Over the last few years, the season of rains seems to have resumed its age-old pattern of arrival and departure. By that time, capital Dhaka had undergone lots of changes physically and in terms of its newly entrenched characteristics. The monsoon these days is a metonymy for seemingly endless public sufferings in the metropolis. Apparently due to mismanagement on the part of municipal and different authorities, monsoon woes have started to plague the country's other major and smaller cities as well. After Dhaka the menace of water-logging first hit Chittagong, the country's second largest city. Scenically far more attractive than the capital, more livable and with far less urban ills, Chittagong's turning into a veritable nightmare in monsoon is a sad tale. Like Dhaka, it, too, fell victim to the greed of encroachers. In a span of mere two decades, some of its major canals and large storm-water drains have been filled. Thanks to the unplanned growth of the city and the reckless occupation of its flood flow zones by land grabbers, the low-lying areas began going under water following even brief spells of shower. Vehicles plying submerged roads and pedestrians negotiating them are now a common sight during the full monsoon. To the incredulity of many, the rolling city of Chittagong was once regarded as one of the healthiest in South Asia. Apart from its dense forest covered hills, the unspoilt river and the tranquil coastline, its showers immensely added to its attraction. The urban menace of water-logging has had to wait for decades before it began afflicting Chittagong, also the country's largest seaport. Nowadays, the residents of the port city brace for one of their worst times at the advent of the monsoon. The season of rains has, thus, become synonymous with urban miseries in the city.

The northeastern Sylhet, another city topographically different from the mainland plains, has lately been struggling with the water-logging problem. Like Chittagong, stagnant water was a menace completely unheard-of in this hillock-covered town. Owing mainly to rapid and poorly planned urbanisation coupled with encroachment of varied types, stagnant rain water appears to be turning into a perennial problem for the city. This year, the overflowing of the major rivers around the city has aggravated water-logging.

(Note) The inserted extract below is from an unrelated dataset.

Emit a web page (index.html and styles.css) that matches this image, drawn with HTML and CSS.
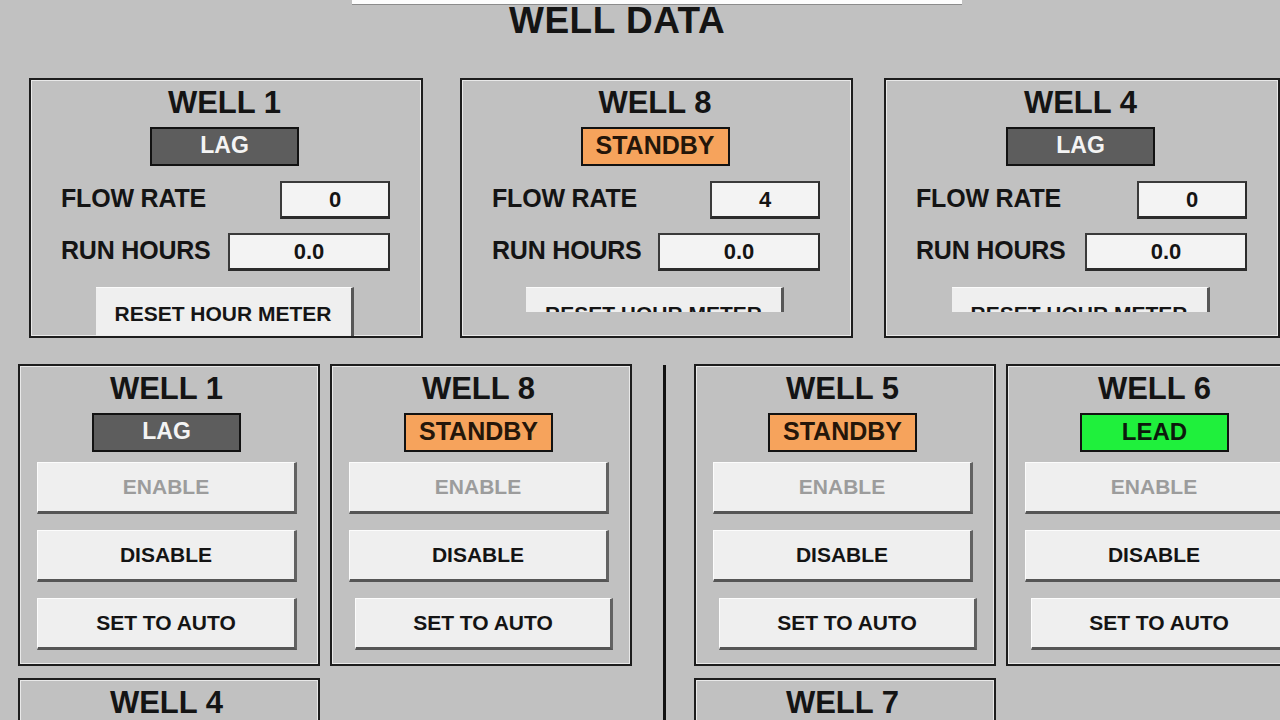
FILE: index.html
```html
<!DOCTYPE html>
<html lang="en">
<head>
<meta charset="utf-8">
<title>Well Data</title>
<link rel="stylesheet" href="styles.css">
</head>
<body>
<div class="screen">
  <div class="tag-strip"></div>
  <h1 class="screen-title">WELL DATA</h1>

  <div class="meter-row">
    <section class="meter-panel col-a">
      <h2 class="well-name">WELL 1</h2>
      <div class="badge badge-lag">LAG</div>
      <div class="reading first">
        <span class="reading-label">FLOW RATE</span>
        <span class="reading-value flow">0</span>
      </div>
      <div class="reading">
        <span class="reading-label">RUN HOURS</span>
        <span class="reading-value hours">0.0</span>
      </div>
      <div class="reset"><button class="reset-btn">RESET HOUR METER</button></div>
    </section>

    <section class="meter-panel col-b">
      <h2 class="well-name">WELL 8</h2>
      <div class="badge badge-standby">STANDBY</div>
      <div class="reading first">
        <span class="reading-label">FLOW RATE</span>
        <span class="reading-value flow">4</span>
      </div>
      <div class="reading">
        <span class="reading-label">RUN HOURS</span>
        <span class="reading-value hours">0.0</span>
      </div>
      <div class="reset partial"><button class="reset-btn">RESET HOUR METER</button></div>
    </section>

    <section class="meter-panel col-c">
      <h2 class="well-name">WELL 4</h2>
      <div class="badge badge-lag">LAG</div>
      <div class="reading first">
        <span class="reading-label">FLOW RATE</span>
        <span class="reading-value flow">0</span>
      </div>
      <div class="reading">
        <span class="reading-label">RUN HOURS</span>
        <span class="reading-value hours">0.0</span>
      </div>
      <div class="reset partial"><button class="reset-btn">RESET HOUR METER</button></div>
    </section>
  </div>

  <div class="control-area">
    <div class="control-group">
      <section class="ctrl-panel">
        <h2 class="well-name">WELL 1</h2>
        <div class="badge badge-lag">LAG</div>
        <button class="cmd cmd-off">ENABLE</button>
        <button class="cmd">DISABLE</button>
        <button class="cmd">SET TO AUTO</button>
      </section>
      <section class="ctrl-panel">
        <h2 class="well-name">WELL 8</h2>
        <div class="badge badge-standby">STANDBY</div>
        <button class="cmd cmd-off">ENABLE</button>
        <button class="cmd">DISABLE</button>
        <button class="cmd cmd-nudge">SET TO AUTO</button>
      </section>
      <section class="ctrl-panel">
        <h2 class="well-name">WELL 4</h2>
        <div class="badge badge-lag">LAG</div>
        <button class="cmd cmd-off">ENABLE</button>
        <button class="cmd">DISABLE</button>
        <button class="cmd">SET TO AUTO</button>
      </section>
    </div>

    <div class="divider"></div>

    <div class="control-group">
      <section class="ctrl-panel">
        <h2 class="well-name">WELL 5</h2>
        <div class="badge badge-standby">STANDBY</div>
        <button class="cmd cmd-off">ENABLE</button>
        <button class="cmd">DISABLE</button>
        <button class="cmd cmd-nudge">SET TO AUTO</button>
      </section>
      <section class="ctrl-panel">
        <h2 class="well-name">WELL 6</h2>
        <div class="badge badge-lead">LEAD</div>
        <button class="cmd cmd-off">ENABLE</button>
        <button class="cmd">DISABLE</button>
        <button class="cmd cmd-nudge">SET TO AUTO</button>
      </section>
      <section class="ctrl-panel">
        <h2 class="well-name">WELL 7</h2>
        <div class="badge badge-lag">LAG</div>
        <button class="cmd cmd-off">ENABLE</button>
        <button class="cmd">DISABLE</button>
        <button class="cmd">SET TO AUTO</button>
      </section>
    </div>
  </div>
</div>
</body>
</html>
```

FILE: styles.css
```css
html, body {
  margin: 0;
  padding: 0;
  width: 1280px;
  height: 720px;
  overflow: hidden;
  background: #c1c1c1;
}

.screen {
  font-family: "Liberation Sans", Arial, sans-serif;
  color: #141414;
  width: 1280px;
  height: 720px;
  overflow: hidden;
}

/* white entry strip along the top edge */
.tag-strip {
  margin-left: 352px;
  width: 610px;
  height: 4px;
  background: #fdfdfd;
  border-bottom: 1px solid #8c8c8c;
}

.screen-title {
  margin: 3px 0 0 0;
  padding-left: 509px;
  font-size: 37px;
  line-height: 26px;
  font-weight: bold;
  letter-spacing: 0.5px;
}

/* ---------- meter panels ---------- */
.meter-row {
  margin-top: 44px;
  display: grid;
  grid-template-columns: 29px 394px 37px 393px 31px 396px;
}

.col-a { grid-column: 2; }
.col-b { grid-column: 4; }
.col-c { grid-column: 6; }

.meter-panel,
.ctrl-panel {
  box-sizing: border-box;
  border: 2px solid #1d1d1d;
  box-shadow: inset 1px 1px 0 #e9e9e9, inset -1px -1px 0 #e9e9e9;
  display: flex;
  flex-direction: column;
  align-items: center;
  padding-top: 6px;
  overflow: hidden;
}

.meter-panel > *,
.ctrl-panel > * {
  flex-shrink: 0;
}

.meter-panel {
  height: 260px;
  padding-right: 3px;
}

.well-name {
  margin: 0;
  font-size: 31px;
  line-height: 34px;
  font-weight: bold;
}

.badge {
  box-sizing: border-box;
  margin-top: 7px;
  width: 149px;
  height: 39px;
  border: 2px solid #121212;
  font-size: 24px;
  line-height: 33px;
  font-weight: bold;
  text-align: center;
}

.badge-lag {
  background: #5d5d5d;
  color: #f4f4f4;
  font-size: 23px;
}

.badge-standby {
  background: #f6a35c;
  color: #24160a;
  font-size: 25px;
}

.badge-lead {
  background: #1ff03c;
  color: #0c1a0c;
}

.reading {
  align-self: stretch;
  display: flex;
  justify-content: space-between;
  align-items: center;
  padding: 0 28px 0 30px;
  height: 38px;
  margin-top: 14px;
}

.reading.first {
  margin-top: 15px;
}

.reading-label {
  font-size: 25px;
  line-height: 30px;
  margin-top: -5px;
  font-weight: bold;
  letter-spacing: -0.2px;
}

.reading-value {
  box-sizing: border-box;
  height: 38px;
  background: #f3f3f3;
  border: 2px solid #2b2b2b;
  border-top-color: #3a3a3a;
  border-left-color: #3a3a3a;
  border-bottom-width: 3px;
  font-size: 22px;
  line-height: 33px;
  font-weight: bold;
  text-align: center;
}

.reading-value.flow { width: 110px; }
.reading-value.hours { width: 162px; }

.reset {
  margin-top: 16px;
  width: 258px;
  height: 52px;
}

.reset.partial {
  height: 25px;
  overflow: hidden;
}

.reset-btn {
  box-sizing: border-box;
  width: 258px;
  height: 52px;
  padding: 0;
  background: #efefef;
  border: none;
  border-top: 1px solid #fbfbfb;
  border-right: 3px solid #575757;
  font-family: inherit;
  font-size: 21px;
  line-height: 38px;
  font-weight: bold;
  color: #151515;
  text-align: center;
  vertical-align: top;
}

/* ---------- command panels ---------- */
.control-area {
  margin-top: 26px;
  display: flex;
  align-items: flex-start;
}

.control-group {
  display: grid;
  grid-template-columns: 302px 302px;
  column-gap: 10px;
  row-gap: 12px;
  flex: none;
}

.control-group:first-child {
  margin-left: 18px;
}

.divider {
  flex: none;
  align-self: stretch;
  width: 3px;
  margin: 1px 28px 0 31px;
  background: #121212;
}

.ctrl-panel {
  width: 302px;
  height: 302px;
  padding-right: 5px;
}

.cmd {
  box-sizing: border-box;
  align-self: flex-start;
  margin: 16px 0 0 17px;
  width: 260px;
  height: 52px;
  padding: 0;
  background: #efefef;
  border-top: 1px solid #fcfcfc;
  border-left: 1px solid #fcfcfc;
  border-right: 3px solid #626262;
  border-bottom: 3px solid #555;
  font-family: inherit;
  font-size: 21px;
  font-weight: bold;
  color: #141414;
  text-align: center;
}

.cmd-nudge {
  margin-left: 23px;
  width: 258px;
}

.badge + .cmd {
  margin-top: 10px;
}

.cmd-off {
  color: #9c9c9c;
}
```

The turning of Dhaka's past monsoons into the times of urban ordeals is largely a tale of insouciance on the part of the authorities concerned. The devil-may-care attitude towards grabbing public lands adopted by the unscrupulous elements and lack of awareness among the general people have made the episode bleaker. Now that the monsoon appears to be reverting to its earlier form in the country, the abundant rains should be dealt with fruitfully, both in terms of infrastructure and planning. Full monsoons are a boon to the nation.